Is Microsoft Ads with LinkedIn integration enough to replace native LinkedIn Ads?

No, but it drastically reduces dependence on it. Microsoft Ads allows targeting by Job Title, Company Name and Industry directly in Bing Search campaigns β€” which combines search intent (the prospect is actively searching) and ABM targeting (filtering on the ICP). For 70-80% of B2B SaaS cases, that's enough in bottom-funnel. But native LinkedIn Ads remains irreplaceable for: top-of-funnel Sponsored Content (demand creation), cold outbound Message Ads on named accounts, ABM awareness Video Ads. Observed rule: if you cut native LinkedIn, you lose 25 to 40% of the qualified top-of-funnel pipeline over 90 days.

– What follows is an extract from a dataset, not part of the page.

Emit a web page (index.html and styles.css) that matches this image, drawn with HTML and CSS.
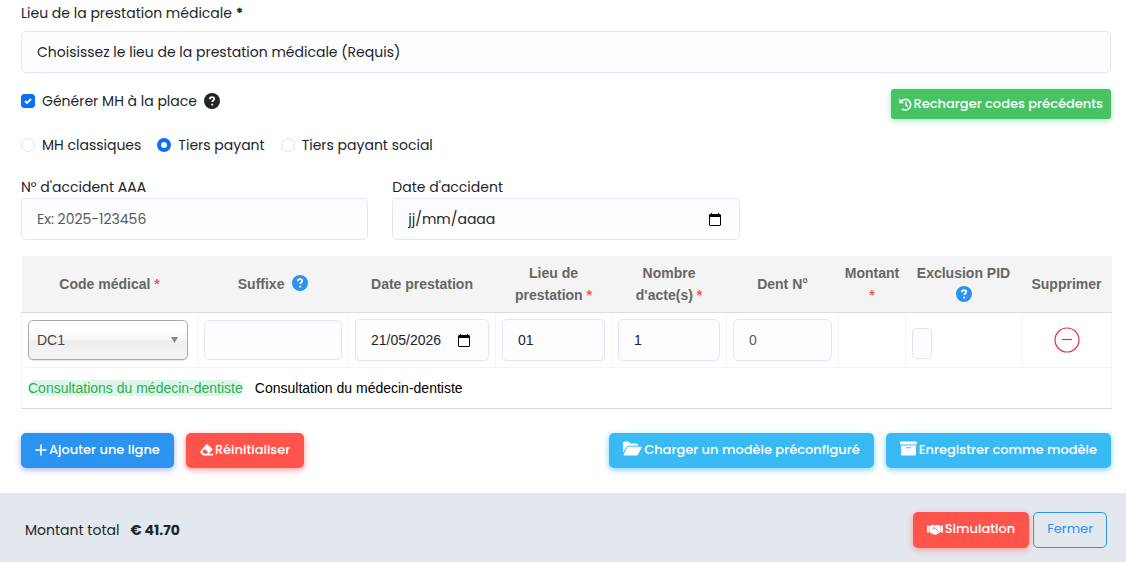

What is the observable B2B SaaS CAC on Google Ads vs LinkedIn Ads in 2026?

According to mid-market FR aggregate Google Ads data we monitor (ACV €12k-€80k, cycle 60-180d), the observed median CAC is €1,200 to €2,000 on Google Ads non-brand search, €1,800 to €3,200 on LinkedIn Ads Sponsored Content on corporate ICP, and €1,500 to €2,600 on Microsoft Ads with active LinkedIn targeting. The target LTV:CAC ratio remains 3:1 minimum, ideally 4:1 on mature publishers. Caveat: these CACs assume clean offline conversions deal closed-won tracking β€” without this infrastructure, displayed Google Ads CACs are underestimated by 28 to 45% according to audited accounts, because the algorithm aligns on MQL and not the real deal.

What budget allocation by stage for a B2B SaaS in 2026?

Seed stage (0-12 months, ARR less than €1M): 60% Google Ads non-brand + brand search, 25% LinkedIn Ads (top-funnel Sponsored Content), 15% Microsoft Ads test. No Google Demand Gen, no LinkedIn Message Ads β€” too expensive for tracking maturity. Growth stage (12-36 months, ARR €1-10M): 45% Google Ads (search + Demand Gen activated), 25% LinkedIn Ads (Sponsored + Message Ads ABM), 20% Microsoft Ads (LinkedIn targeting active), 10% buffer test/expansion. Scale stage (36+ months, ARR more than €10M): 40% Google Ads, 25% native LinkedIn Ads (full ABM mix), 25% Microsoft Ads dominant if strong corporate ICP, 10% test channels (B2B TikTok, Reddit Ads, podcasts ad). At each stage, quarterly arbitrage by holdout incrementality is mandatory.